But again, like I talked earlier, older machines won't be doing these mathematical calculations
as quickly. So that's kind of the downside of older versus newer. And then the downside of
newer is that it does impact their earnings because they're being depreciated. The financial
statement, you referred to that a bit earlier,
they are a bit wonky to look at. Basically, kind of forget everything you know, especially about free cash flow. I know I harp on free cash flow a lot, but I'll go over this. I'll explain why it
really doesn't matter for a mining corporation. But it takes some time to look and make sense of their financial statement.
So for the first nine months of the year, their total revenue was $115 million.

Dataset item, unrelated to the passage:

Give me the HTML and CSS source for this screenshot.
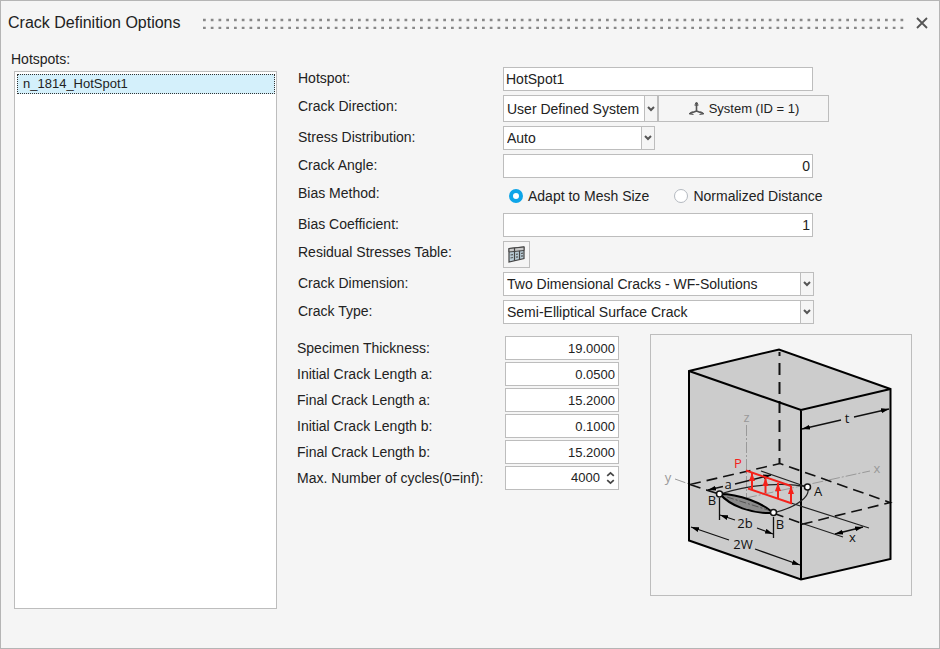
FILE: index.html
```html
<!DOCTYPE html>
<html lang="en">
<head>
  <meta charset="UTF-8" />
  <title>Crack Definition Options</title>
  <meta name="viewport" content="width=device-width, initial-scale=1.0" />
  <link rel="stylesheet" href="styles.css">
</head>
<body>
  <div class="dialog">
    <header class="titlebar">
      <h1>Crack Definition Options</h1>
      <div class="grip"></div>
      <button class="close" type="button" aria-label="Close">
        <svg width="12" height="12" viewBox="0 0 12 12"><path d="M1 1l10 10M11 1L1 11" stroke="#555" stroke-width="1.8" fill="none"/></svg>
      </button>
    </header>

    <div class="content">
      <section class="hotspots">
        <h2 id="hotspotsLabel">Hotspots:</h2>
        <ul class="hotspot-list" role="listbox" aria-labelledby="hotspotsLabel">
          <li class="selected" role="option" aria-selected="true">n_1814_HotSpot1</li>
        </ul>
      </section>

      <form class="options">
        <div class="form-grid">
          <label for="hotspot">Hotspot:</label>
          <input class="field" type="text" id="hotspot" value="HotSpot1" />

          <label for="direction">Crack Direction:</label>
          <div class="row">
            <select class="direction" id="direction"><option>User Defined System</option></select>
            <button class="system-btn" type="button">
              <svg width="17" height="15" viewBox="0 0 17 15" fill="none" stroke="#555">
                <path d="M8.500 10V2M8.500 10L2 12.500M8.500 10l6.500 2.500" stroke-width="1.600"/>
                <path d="M7.200 5V3l1.300-2 1.300 2v2M4.500 10.500L1 12.800l4.500 .7M12.500 10.500L16 12.800l-4.500 .7" stroke-width="1"/>
              </svg>
              System (ID = 1)
            </button>
          </div>

          <label for="stress">Stress Distribution:</label>
          <select class="stress" id="stress"><option>Auto</option></select>

          <label for="angle">Crack Angle:</label>
          <input class="field number" type="text" id="angle" value="0" />

          <span class="label" id="biasLabel">Bias Method:</span>
          <div class="row radios" role="radiogroup" aria-labelledby="biasLabel">
            <label><input type="radio" name="bias" checked />Adapt to Mesh Size</label>
            <label><input type="radio" name="bias" />Normalized Distance</label>
          </div>

          <label for="coefficient">Bias Coefficient:</label>
          <input class="field number" type="text" id="coefficient" value="1" />

          <label for="residual">Residual Stresses Table:</label>
          <button class="table-btn" type="button" id="residual">
            <svg width="17" height="17" viewBox="0 0 17 17">
              <path d="M1 2.500l15-1.500v11.500L1 16z" fill="#b9ccd6" stroke="#444" stroke-width="1.2"/>
              <path d="M1 2.500l15-1.500v3.500L1 6z" fill="#c9c9c9" stroke="#444"/>
              <path d="M6.500 2v12.800M11.500 4.800v8.800" stroke="#444" stroke-width="1.2"/>
              <path d="M2.500 9l2.500-.3M2.500 12l2.500-.5M8 8.300l2-.3M8 11.200l2-.4M13 7.500l2-.3M13 10.200l2-.4" stroke="#555" stroke-width="1.2"/>
            </svg>
          </button>

          <label for="dimension">Crack Dimension:</label>
          <select class="wide" id="dimension"><option>Two Dimensional Cracks - WF-Solutions</option></select>

          <label for="type">Crack Type:</label>
          <select class="wide" id="type"><option>Semi-Elliptical Surface Crack</option></select>
        </div>

        <div class="geometry">
          <div class="params">
            <label for="thickness">Specimen Thickness:</label>
            <input class="field number" type="text" id="thickness" value="19.0000" />
            <label for="initialA">Initial Crack Length a:</label>
            <input class="field number" type="text" id="initialA" value="0.0500" />
            <label for="finalA">Final Crack Length a:</label>
            <input class="field number" type="text" id="finalA" value="15.2000" />
            <label for="initialB">Initial Crack Length b:</label>
            <input class="field number" type="text" id="initialB" value="0.1000" />
            <label for="finalB">Final Crack Length b:</label>
            <input class="field number" type="text" id="finalB" value="15.2000" />
            <label for="cycles">Max. Number of cycles(0=inf):</label>
            <div class="field spinner">
              <input class="number" type="number" id="cycles" value="4000" />
              <svg width="9" height="14" viewBox="0 0 9 14" fill="none" stroke="#444" stroke-width="1.7"><path d="M1.200 4.800l3.300-3 3.300 3M1.200 9.200l3.300 3 3.300-3"/></svg>
            </div>
          </div>

          <div class="diagram">
            <svg viewBox="651 335 260 260" role="img" aria-label="Semi-elliptical surface crack">
              <defs>
                <marker id="arrow" viewBox="0 0 8 6" refX="8" refY="3" markerWidth="8" markerHeight="6" markerUnits="userSpaceOnUse" orient="auto-start-reverse">
                  <path d="M0 0.500L8 3L0 5.500z"/>
                </marker>
                <marker id="load" viewBox="0 0 8 7" refX="8" refY="3.500" markerWidth="8" markerHeight="7" markerUnits="userSpaceOnUse" orient="auto">
                  <path d="M0 0.500L8 3.500L0 6.500z" fill="#f5221b"/>
                </marker>
              </defs>

              <!-- block -->
              <path d="M689 371L779 349.500L890.500 389V559L801 579.500L689 540.500z" fill="#ccc"/>

              <!-- axes -->
              <g fill="none" stroke="#999" stroke-dasharray="11 2 2 2">
                <path d="M746.500 425v73"/>
                <path d="M675 479l14 5"/>
                <path d="M746 498l124-27"/>
              </g>

              <!-- hidden edges and crack plane -->
              <path d="M779.500 352v112" fill="none" stroke="#111" stroke-width="2" stroke-dasharray="12 7" stroke-dashoffset="8"/>
              <path d="M690 484.500l90-21 110 39-89 22M690 484.500l30 10M773 513l28 10" fill="none" stroke="#111" stroke-width="1.600" stroke-dasharray="11 6"/>

              <!-- visible edges -->
              <g fill="none" stroke="#000" stroke-width="2">
                <path d="M689 371L779 349.500L890.500 389V559L801 579.500L689 540.500z"/>
                <path d="M689 371L801 410L890.500 389M801 410v169.500"/>
              </g>

              <!-- crack front and offsets -->
              <g fill="none" stroke="#222" stroke-width="1.200">
                <path d="M720 494C752 484 786 482 807 487C812 495 798 507 773 513"/>
                <path d="M761 471l46 16M791 503l78 25M801 523l42 14"/>
              </g>
              <path d="M720 494C739 494 763 503 773 513C752 514 730 506 720 494z" fill="#8b8b8b" stroke="#000" stroke-width="2"/>
              <path d="M727 497l41 13" stroke="#555" stroke-dasharray="7 2 2 2"/>

              <!-- dimensions -->
              <g fill="none" stroke="#111" stroke-width="1.300">
                <path d="M802 429l39-9" marker-start="url(#arrow)"/>
                <path d="M854 417l35-8" marker-end="url(#arrow)"/>
                <path d="M708 490l15-3.500" marker-start="url(#arrow)"/>
                <path d="M735 484l36-9" marker-end="url(#arrow)"/>
                <path d="M719.500 498v22M773.500 517v21"/>
                <path d="M720 515l15 5" marker-start="url(#arrow)"/>
                <path d="M757 528l16 6" marker-end="url(#arrow)"/>
                <path d="M691 527l38 13" marker-start="url(#arrow)"/>
                <path d="M755 549l45 16" marker-end="url(#arrow)"/>
                <path d="M835 534l28-7" marker-start="url(#arrow)" marker-end="url(#arrow)"/>
              </g>

              <!-- pressure load -->
              <g fill="none" stroke="#f5221b" stroke-width="2">
                <path d="M746 470.500l45 15.500M748 488.500l44 15"/>
                <path d="M752 489v-16" marker-end="url(#load)"/>
                <path d="M765.500 493v-15" marker-end="url(#load)"/>
                <path d="M778 498v-15" marker-end="url(#load)"/>
                <path d="M791 503v-17" marker-end="url(#load)"/>
              </g>

              <g fill="#fff" stroke="#111" stroke-width="1.500">
                <circle cx="719.500" cy="494" r="3"/>
                <circle cx="773.500" cy="512.500" r="3"/>
                <circle cx="807.500" cy="487" r="3"/>
              </g>

              <g class="names">
                <text x="847" y="423">t</text>
                <text x="728" y="489">a</text>
                <text x="712" y="505">B</text>
                <text x="780" y="529">B</text>
                <text x="818" y="496">A</text>
                <text x="745" y="528">2b</text>
                <text x="743" y="549">2W</text>
                <text x="852.500" y="542">x</text>
                <text class="axis" x="746.500" y="422">z</text>
                <text class="axis" x="668" y="482">y</text>
                <text class="axis" x="877" y="473">x</text>
                <text class="pressure" x="738" y="468">P</text>
              </g>
            </svg>
          </div>
        </div>
      </form>
    </div>
  </div>
</body>
</html>
```
FILE: styles.css
```css
* {
  box-sizing: border-box;
  margin: 0;
  padding: 0;
}

body {
  background: #f5f5f5;
  color: #222;
  font-family: "Liberation Sans", Arial, sans-serif;
  font-size: 14px;
  line-height: 16px;
}

input,
select,
button {
  font: inherit;
  color: inherit;
  border: 1px solid #bdbdbd;
  border-radius: 0;
}

.dialog {
  display: flex;
  flex-direction: column;
  min-height: 100vh;
  padding: 0 7px 39px 7px;
  border: 1px solid #b5b5b5;
}

.titlebar {
  display: flex;
  align-items: center;
  height: 44px;
}

.titlebar h1 {
  font-size: 16px;
  font-weight: normal;
  line-height: 20px;
  width: 195px;
}

.grip {
  flex: 1;
  height: 12px;
  background: url("data:image/svg+xml,%3Csvg xmlns='http://www.w3.org/2000/svg' width='31' height='12'%3E%3Cpath d='M0 3h31M0 11h31' stroke='%23888' stroke-width='2.4' stroke-dasharray='2.750 5'/%3E%3C/svg%3E") repeat-x;
}

.close {
  display: flex;
  align-items: center;
  justify-content: center;
  width: 20px;
  height: 20px;
  margin-left: 8px;
  background: none;
  border: none;
}

.content {
  display: flex;
  flex: 1;
  gap: 21px;
}

.hotspots {
  display: flex;
  flex-direction: column;
  width: 269px;
  padding: 6px 0 0 6px;
}

.hotspots h2 {
  font-size: 14px;
  font-weight: normal;
  margin-left: -3px;
}

.hotspot-list {
  flex: 1;
  margin-top: 4px;
  padding: 2px 1px 2px 2px;
  background: #fff;
  border: 1px solid #bdbdbd;
  list-style: none;
}

.hotspot-list li {
  padding: 1px 5px;
  border: 1px dotted #333;
  font-size: 13px;
}

.hotspot-list .selected {
  background: #d4f0fb;
}

.options {
  flex: 1;
  padding-top: 22px;
}

.form-grid {
  display: grid;
  grid-template-columns: 205px minmax(0, 327px);
  grid-template-rows: 24px 27px 24px 24px 27px 24px 27px 24px 24px;
  gap: 4px 0;
}

.form-grid > label,
.form-grid > .label {
  padding-top: 3px;
}

.field {
  width: 310px;
  height: 24px;
  padding: 0 2px;
  background: #fff;
}

.number {
  text-align: right;
}

.row {
  display: flex;
}

select {
  appearance: none;
  height: 24px;
  padding: 0 16px 0 3px;
  background:
    url("data:image/svg+xml,%3Csvg xmlns='http://www.w3.org/2000/svg' width='8' height='6'%3E%3Cpath d='M1 1l3 3 3-3' fill='none' stroke='%23555' stroke-width='2'/%3E%3C/svg%3E") no-repeat right 2px center,
    linear-gradient(90deg, #bdbdbd 1px, #f5f5f5 1px) no-repeat right / 13px 100%,
    #fff;
}

.direction {
  width: 155px;
  height: 27px;
}

.stress {
  width: 152px;
}

.wide {
  width: 311px;
}

.system-btn {
  display: flex;
  align-items: center;
  justify-content: center;
  gap: 4px;
  width: 171px;
  background: #f5f5f5;
  font-size: 13px;
}

.radios {
  align-items: center;
  gap: 25px;
  padding-left: 6px;
}

.radios label {
  display: flex;
  align-items: center;
  gap: 5px;
  white-space: nowrap;
}

.radios input {
  appearance: none;
  width: 14px;
  height: 14px;
  background: #fff;
  border: 1px solid #b4b9c0;
  border-radius: 50%;
}

.radios input:checked {
  border: 4px solid #0ea5e8;
}

.table-btn {
  display: flex;
  align-items: center;
  justify-content: center;
  width: 27px;
  height: 27px;
  background: #f5f5f5;
}

.geometry {
  display: flex;
  align-items: flex-start;
  gap: 31px;
  margin-top: 10px;
}

.params {
  display: grid;
  grid-template-columns: 208px 114px;
  grid-auto-rows: 24px;
  align-items: center;
  gap: 2px 0;
  margin: 2px 0 0 -1px;
}

.params .field {
  width: 114px;
  padding-right: 3px;
  font-size: 13px;
}

.spinner {
  display: flex;
  align-items: center;
  border: 1px solid #bdbdbd;
}

.spinner input {
  flex: 1;
  min-width: 0;
  padding-right: 6px;
  border: none;
  appearance: textfield;
}

.spinner input::-webkit-inner-spin-button {
  appearance: none;
}

.diagram {
  width: 262px;
  border: 1px solid #bdbdbd;
}

.diagram svg {
  display: block;
  width: 100%;
}

.names {
  fill: #111;
  font-family: "Open Sans", sans-serif;
  font-size: 13px;
  font-weight: 500;
  text-anchor: middle;
}

.names .axis {
  fill: #999;
}

.names .pressure {
  fill: #f5221b;
}
```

Then they subtract expenses, just like regular earnings, which are their site operating costs,
depreciation, general and
administrative expense. And there's also a few other factors in there, but those are the biggest
expenses line. Then for the first nine months, they had a net income of $38.5 million on revenues
of $115. So remember those figures as I'm going through the cash flow statement. So where it gets tricky, it is here.
So the revenues from BTC or digital assets mine is then subtracted from the cash flow statement because they are being stored and lended so they don't generate the equivalent in fiat.
If they mine that $115 million worth of Bitcoin and sold them right away and got cashed, then that would be completely different.
But that's not the case for them.
So they actually have to remove that from the cash flow statement because it's essentially a non-cash item.
But that allows them to put it on their balance sheet and then they're able to have that as digital assets.
So that's why it's a bit wonky looking at that. Basically,
you know, just forget everything you know about FreeCast when you look at them.
Forget everything you know about accounting when you're looking at this stock. And this is why it's
probably just so hard to value. How do you value this thing? Like I was just talking about before
about maybe maybe trying to
project how many Bitcoin they can actually mine against their market cap. What's the value of the
Bitcoin? The whole thesis here depends on me believing that the price of Bitcoin is going up.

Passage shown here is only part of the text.